=== What you will do ===
Retype nothing but the lines from the start of the material up to and including the line with "import clsx from". Pictures don't belong in the copy.

=== Data section ===

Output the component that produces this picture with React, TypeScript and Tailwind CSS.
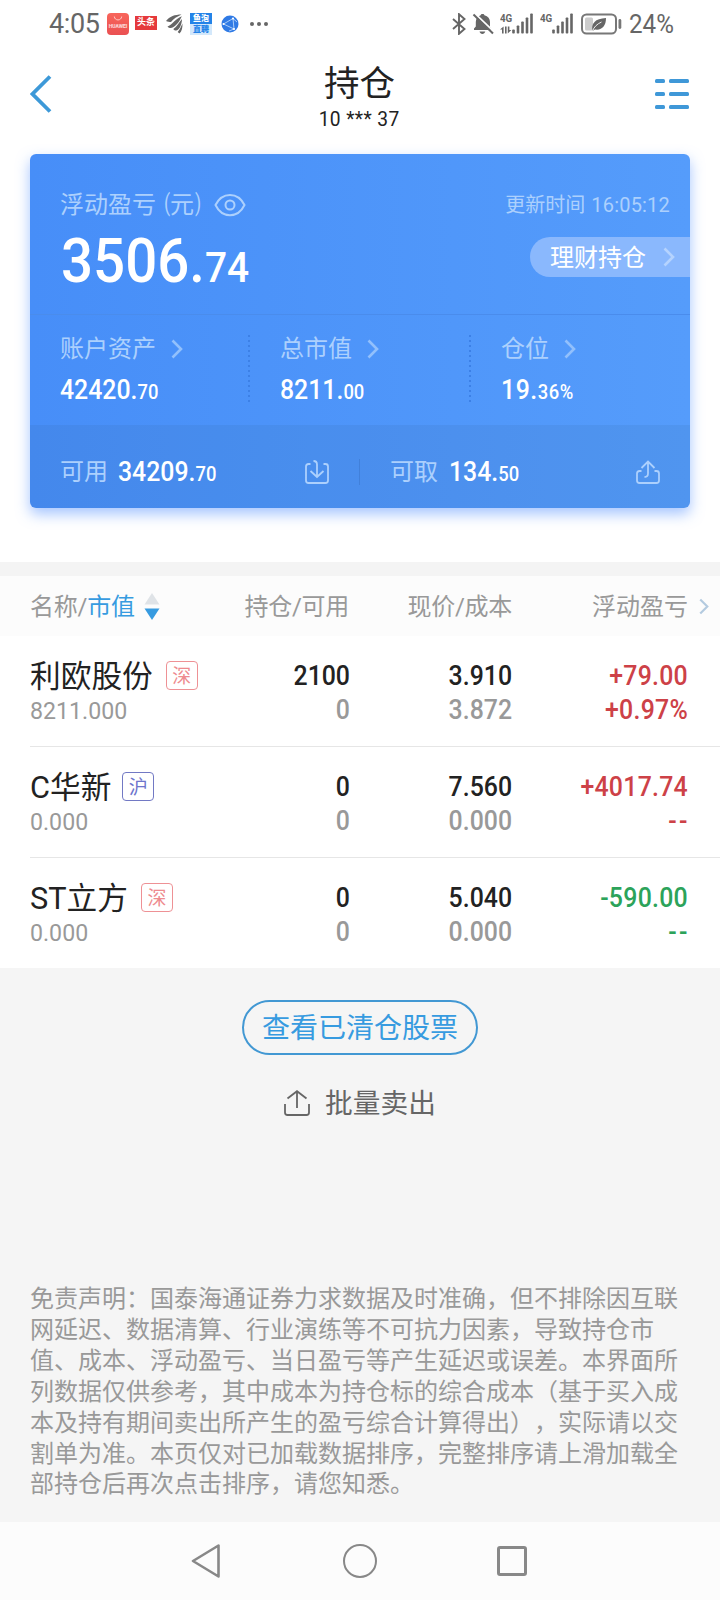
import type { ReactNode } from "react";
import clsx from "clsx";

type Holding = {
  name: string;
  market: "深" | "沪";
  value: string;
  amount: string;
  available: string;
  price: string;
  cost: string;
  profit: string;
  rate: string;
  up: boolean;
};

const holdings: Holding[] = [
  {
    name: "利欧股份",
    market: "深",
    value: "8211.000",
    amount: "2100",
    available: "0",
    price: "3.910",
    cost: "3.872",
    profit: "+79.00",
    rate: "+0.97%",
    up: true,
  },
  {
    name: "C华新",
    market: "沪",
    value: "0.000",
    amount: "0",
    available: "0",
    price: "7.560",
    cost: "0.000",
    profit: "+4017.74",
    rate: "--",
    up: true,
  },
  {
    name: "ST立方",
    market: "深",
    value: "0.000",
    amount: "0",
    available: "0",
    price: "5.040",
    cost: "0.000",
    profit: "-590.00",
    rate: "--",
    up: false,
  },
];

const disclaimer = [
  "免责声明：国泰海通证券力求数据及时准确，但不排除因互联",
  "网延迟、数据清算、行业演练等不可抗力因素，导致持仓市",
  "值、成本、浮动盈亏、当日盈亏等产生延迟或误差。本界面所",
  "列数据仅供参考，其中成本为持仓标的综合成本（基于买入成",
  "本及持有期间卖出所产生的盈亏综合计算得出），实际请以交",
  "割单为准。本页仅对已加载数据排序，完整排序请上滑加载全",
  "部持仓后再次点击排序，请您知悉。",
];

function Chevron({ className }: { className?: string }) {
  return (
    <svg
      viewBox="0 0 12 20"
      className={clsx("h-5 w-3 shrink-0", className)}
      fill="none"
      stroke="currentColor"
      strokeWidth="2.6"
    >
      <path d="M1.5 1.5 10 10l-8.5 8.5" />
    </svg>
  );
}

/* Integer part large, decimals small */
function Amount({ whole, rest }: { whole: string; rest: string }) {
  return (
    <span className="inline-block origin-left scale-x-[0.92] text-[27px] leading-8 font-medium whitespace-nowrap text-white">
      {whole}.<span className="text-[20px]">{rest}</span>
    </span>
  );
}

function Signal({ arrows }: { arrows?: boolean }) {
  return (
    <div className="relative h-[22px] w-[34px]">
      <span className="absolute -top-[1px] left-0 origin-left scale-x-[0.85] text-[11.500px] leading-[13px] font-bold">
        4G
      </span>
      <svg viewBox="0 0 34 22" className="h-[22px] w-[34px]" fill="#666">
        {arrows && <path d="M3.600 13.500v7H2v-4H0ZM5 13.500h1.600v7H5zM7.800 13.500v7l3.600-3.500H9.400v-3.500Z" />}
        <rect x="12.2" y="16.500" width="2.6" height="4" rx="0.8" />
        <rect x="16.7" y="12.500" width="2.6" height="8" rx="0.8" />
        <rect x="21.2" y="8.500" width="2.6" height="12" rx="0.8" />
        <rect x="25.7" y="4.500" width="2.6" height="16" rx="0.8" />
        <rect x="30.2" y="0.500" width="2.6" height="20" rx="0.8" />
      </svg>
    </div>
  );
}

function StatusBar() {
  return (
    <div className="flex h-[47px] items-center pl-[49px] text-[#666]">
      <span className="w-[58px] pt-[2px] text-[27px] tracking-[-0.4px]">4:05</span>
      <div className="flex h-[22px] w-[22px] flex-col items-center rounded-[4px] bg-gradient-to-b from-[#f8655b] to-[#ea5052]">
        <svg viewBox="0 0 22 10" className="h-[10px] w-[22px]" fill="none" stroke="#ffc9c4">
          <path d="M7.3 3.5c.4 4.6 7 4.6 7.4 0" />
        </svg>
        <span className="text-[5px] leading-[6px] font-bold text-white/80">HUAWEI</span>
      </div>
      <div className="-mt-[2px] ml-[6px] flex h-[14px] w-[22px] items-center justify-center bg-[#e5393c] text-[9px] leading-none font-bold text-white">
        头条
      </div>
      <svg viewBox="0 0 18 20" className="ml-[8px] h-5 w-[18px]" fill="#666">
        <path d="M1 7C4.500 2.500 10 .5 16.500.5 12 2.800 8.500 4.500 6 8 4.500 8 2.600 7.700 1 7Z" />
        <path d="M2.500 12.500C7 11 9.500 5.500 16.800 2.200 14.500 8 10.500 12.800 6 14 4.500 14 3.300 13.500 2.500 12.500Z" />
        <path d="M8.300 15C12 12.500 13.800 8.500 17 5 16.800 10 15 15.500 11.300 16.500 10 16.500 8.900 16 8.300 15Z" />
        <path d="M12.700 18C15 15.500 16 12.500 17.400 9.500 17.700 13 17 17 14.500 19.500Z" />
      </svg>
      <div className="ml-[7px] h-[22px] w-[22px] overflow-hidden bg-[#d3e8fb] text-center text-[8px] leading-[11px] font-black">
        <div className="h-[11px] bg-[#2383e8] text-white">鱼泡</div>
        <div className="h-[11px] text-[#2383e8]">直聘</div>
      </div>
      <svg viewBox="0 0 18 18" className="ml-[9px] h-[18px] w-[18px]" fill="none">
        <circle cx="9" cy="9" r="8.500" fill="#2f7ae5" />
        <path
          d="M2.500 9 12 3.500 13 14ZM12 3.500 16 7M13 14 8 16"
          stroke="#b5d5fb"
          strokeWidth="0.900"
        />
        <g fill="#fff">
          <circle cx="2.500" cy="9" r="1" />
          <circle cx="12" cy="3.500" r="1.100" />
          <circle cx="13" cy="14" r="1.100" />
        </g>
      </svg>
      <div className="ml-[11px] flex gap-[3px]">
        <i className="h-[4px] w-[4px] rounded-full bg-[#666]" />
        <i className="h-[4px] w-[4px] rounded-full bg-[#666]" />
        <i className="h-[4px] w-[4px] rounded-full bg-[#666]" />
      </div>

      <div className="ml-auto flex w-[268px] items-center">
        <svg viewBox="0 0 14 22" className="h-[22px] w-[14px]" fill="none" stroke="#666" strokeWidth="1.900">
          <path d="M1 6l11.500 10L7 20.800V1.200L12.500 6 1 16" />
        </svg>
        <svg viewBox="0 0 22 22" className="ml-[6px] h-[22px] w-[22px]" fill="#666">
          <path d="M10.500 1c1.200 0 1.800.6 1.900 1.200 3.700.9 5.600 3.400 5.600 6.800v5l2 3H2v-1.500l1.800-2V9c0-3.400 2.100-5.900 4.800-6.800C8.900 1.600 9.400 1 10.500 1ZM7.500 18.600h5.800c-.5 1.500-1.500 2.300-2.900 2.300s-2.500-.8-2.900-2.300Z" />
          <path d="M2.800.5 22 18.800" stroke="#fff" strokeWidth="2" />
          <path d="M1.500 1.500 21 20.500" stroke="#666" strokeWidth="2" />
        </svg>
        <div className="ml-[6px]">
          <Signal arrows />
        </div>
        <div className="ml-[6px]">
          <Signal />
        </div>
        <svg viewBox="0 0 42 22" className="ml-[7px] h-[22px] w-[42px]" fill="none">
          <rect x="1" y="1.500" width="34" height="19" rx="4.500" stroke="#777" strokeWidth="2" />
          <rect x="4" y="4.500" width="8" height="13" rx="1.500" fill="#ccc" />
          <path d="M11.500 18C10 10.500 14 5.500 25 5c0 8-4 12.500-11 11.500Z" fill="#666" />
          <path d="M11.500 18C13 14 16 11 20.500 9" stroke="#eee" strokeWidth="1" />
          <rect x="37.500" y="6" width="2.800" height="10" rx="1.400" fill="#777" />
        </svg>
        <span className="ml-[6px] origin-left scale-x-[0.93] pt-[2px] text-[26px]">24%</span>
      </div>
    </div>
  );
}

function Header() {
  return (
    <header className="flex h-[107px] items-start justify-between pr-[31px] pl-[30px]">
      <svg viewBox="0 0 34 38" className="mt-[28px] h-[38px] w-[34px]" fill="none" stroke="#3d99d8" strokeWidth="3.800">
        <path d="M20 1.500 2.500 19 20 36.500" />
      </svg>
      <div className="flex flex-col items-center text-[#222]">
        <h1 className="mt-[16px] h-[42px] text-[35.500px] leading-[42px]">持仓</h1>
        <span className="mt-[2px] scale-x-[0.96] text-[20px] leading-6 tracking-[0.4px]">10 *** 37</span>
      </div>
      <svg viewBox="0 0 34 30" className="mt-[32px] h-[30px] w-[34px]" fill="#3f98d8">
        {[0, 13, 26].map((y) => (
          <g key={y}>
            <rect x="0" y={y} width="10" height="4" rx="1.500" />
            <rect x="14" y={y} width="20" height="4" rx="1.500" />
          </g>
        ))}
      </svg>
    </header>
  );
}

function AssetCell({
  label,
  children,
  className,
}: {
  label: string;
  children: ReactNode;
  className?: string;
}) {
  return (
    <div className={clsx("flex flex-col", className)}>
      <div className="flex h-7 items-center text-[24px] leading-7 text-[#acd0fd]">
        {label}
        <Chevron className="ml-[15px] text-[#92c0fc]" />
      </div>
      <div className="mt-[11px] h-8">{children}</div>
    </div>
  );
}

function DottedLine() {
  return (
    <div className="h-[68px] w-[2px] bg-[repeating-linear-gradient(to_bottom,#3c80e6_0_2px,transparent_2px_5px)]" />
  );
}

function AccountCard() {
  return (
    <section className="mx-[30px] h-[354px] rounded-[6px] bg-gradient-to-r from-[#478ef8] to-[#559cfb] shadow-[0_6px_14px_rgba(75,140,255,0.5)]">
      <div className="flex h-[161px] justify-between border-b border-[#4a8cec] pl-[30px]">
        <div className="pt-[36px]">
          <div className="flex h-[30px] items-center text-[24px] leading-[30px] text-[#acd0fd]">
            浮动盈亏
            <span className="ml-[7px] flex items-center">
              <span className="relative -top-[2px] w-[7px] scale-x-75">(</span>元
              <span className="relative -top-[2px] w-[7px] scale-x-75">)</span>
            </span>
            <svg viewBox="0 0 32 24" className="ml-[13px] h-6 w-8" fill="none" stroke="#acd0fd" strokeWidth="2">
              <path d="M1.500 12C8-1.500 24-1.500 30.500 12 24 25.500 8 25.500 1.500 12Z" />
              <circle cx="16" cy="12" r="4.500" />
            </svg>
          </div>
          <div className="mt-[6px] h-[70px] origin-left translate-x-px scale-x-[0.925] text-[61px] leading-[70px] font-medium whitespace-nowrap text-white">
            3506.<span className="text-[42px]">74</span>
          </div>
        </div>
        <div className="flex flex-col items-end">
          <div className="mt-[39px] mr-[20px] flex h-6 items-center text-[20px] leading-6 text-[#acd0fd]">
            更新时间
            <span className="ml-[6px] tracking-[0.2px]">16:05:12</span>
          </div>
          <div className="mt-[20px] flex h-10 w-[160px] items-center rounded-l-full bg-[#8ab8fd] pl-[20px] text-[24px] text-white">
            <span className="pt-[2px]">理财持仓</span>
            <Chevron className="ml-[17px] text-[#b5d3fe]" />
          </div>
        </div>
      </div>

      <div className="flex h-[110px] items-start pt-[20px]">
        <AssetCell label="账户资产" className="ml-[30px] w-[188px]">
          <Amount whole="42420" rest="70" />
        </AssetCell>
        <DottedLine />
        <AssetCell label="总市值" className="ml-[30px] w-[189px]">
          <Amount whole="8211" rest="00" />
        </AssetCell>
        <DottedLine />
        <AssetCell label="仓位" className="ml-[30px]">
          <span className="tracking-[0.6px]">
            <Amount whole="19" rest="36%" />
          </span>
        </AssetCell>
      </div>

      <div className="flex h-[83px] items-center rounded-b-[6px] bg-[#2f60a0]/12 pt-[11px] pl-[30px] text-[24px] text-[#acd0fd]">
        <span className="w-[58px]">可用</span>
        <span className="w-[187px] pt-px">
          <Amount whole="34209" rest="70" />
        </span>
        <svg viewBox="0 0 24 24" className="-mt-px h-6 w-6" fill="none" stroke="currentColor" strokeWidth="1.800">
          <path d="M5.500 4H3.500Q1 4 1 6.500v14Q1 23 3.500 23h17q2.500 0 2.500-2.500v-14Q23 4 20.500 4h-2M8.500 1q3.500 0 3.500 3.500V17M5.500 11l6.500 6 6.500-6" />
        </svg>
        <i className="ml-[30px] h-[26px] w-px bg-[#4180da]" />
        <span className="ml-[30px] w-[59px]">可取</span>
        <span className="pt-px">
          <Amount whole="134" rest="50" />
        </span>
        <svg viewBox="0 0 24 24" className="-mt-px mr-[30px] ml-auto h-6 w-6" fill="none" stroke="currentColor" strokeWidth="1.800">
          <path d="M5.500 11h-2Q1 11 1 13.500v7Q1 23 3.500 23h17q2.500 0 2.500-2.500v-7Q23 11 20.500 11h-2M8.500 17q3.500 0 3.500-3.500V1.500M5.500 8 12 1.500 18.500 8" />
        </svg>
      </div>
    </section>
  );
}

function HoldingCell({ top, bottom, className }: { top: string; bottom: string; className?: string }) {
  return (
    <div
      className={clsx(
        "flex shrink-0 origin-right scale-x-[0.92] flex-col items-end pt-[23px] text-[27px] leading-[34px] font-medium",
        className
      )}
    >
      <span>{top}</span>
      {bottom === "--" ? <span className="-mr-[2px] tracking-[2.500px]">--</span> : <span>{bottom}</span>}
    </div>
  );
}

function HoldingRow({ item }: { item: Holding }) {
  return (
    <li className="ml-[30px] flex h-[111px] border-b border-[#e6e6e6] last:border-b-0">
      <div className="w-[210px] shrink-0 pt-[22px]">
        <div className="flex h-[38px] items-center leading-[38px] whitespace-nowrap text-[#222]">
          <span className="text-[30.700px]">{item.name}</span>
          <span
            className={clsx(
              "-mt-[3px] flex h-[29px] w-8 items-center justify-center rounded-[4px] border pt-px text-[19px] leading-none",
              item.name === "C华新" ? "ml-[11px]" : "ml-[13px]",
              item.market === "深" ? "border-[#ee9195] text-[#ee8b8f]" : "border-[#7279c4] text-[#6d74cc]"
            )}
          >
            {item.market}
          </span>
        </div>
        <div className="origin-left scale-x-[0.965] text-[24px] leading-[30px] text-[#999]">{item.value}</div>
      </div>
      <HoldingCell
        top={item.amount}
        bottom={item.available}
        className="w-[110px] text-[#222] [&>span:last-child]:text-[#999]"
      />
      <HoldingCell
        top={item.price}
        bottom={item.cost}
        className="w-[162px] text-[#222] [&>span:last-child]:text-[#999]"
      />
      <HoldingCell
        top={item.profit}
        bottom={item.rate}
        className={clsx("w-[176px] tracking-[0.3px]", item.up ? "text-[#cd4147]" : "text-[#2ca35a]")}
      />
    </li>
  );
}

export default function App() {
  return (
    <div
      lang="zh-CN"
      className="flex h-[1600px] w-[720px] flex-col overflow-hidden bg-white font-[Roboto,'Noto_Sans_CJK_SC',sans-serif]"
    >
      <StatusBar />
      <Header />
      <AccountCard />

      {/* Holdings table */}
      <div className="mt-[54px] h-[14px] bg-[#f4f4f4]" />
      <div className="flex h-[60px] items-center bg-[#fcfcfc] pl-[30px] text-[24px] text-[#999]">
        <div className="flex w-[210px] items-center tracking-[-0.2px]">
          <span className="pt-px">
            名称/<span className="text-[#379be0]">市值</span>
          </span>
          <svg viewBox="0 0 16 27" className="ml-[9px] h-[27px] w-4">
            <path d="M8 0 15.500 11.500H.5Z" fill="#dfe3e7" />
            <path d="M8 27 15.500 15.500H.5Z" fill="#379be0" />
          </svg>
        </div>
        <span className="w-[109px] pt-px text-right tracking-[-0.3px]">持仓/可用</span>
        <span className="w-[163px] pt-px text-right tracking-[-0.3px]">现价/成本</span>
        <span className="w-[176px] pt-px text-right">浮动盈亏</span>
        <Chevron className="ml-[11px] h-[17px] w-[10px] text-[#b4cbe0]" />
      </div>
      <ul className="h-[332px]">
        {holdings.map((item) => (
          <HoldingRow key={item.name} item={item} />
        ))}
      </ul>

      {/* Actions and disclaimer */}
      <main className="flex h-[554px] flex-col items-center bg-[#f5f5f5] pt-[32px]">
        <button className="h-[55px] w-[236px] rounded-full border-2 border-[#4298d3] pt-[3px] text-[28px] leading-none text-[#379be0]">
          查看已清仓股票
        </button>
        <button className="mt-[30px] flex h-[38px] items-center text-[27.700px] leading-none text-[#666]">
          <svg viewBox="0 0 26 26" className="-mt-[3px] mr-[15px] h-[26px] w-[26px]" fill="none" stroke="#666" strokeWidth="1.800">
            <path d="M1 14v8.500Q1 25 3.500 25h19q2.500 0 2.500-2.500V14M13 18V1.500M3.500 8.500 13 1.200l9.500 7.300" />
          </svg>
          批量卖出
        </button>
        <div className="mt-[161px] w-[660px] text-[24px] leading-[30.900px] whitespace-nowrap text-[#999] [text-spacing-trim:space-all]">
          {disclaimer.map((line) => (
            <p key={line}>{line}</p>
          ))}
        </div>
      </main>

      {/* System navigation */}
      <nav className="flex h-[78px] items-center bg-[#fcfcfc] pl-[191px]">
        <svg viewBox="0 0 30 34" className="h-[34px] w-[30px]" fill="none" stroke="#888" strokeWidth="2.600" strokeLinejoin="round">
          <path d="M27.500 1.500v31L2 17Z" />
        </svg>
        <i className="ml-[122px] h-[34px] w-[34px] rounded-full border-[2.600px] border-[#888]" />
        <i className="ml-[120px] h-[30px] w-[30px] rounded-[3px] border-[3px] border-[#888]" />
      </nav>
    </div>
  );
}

=== In response ===
Output the component that produces this picture with React, TypeScript and Tailwind CSS.
import type { ReactNode } from "react";
import clsx from "clsx";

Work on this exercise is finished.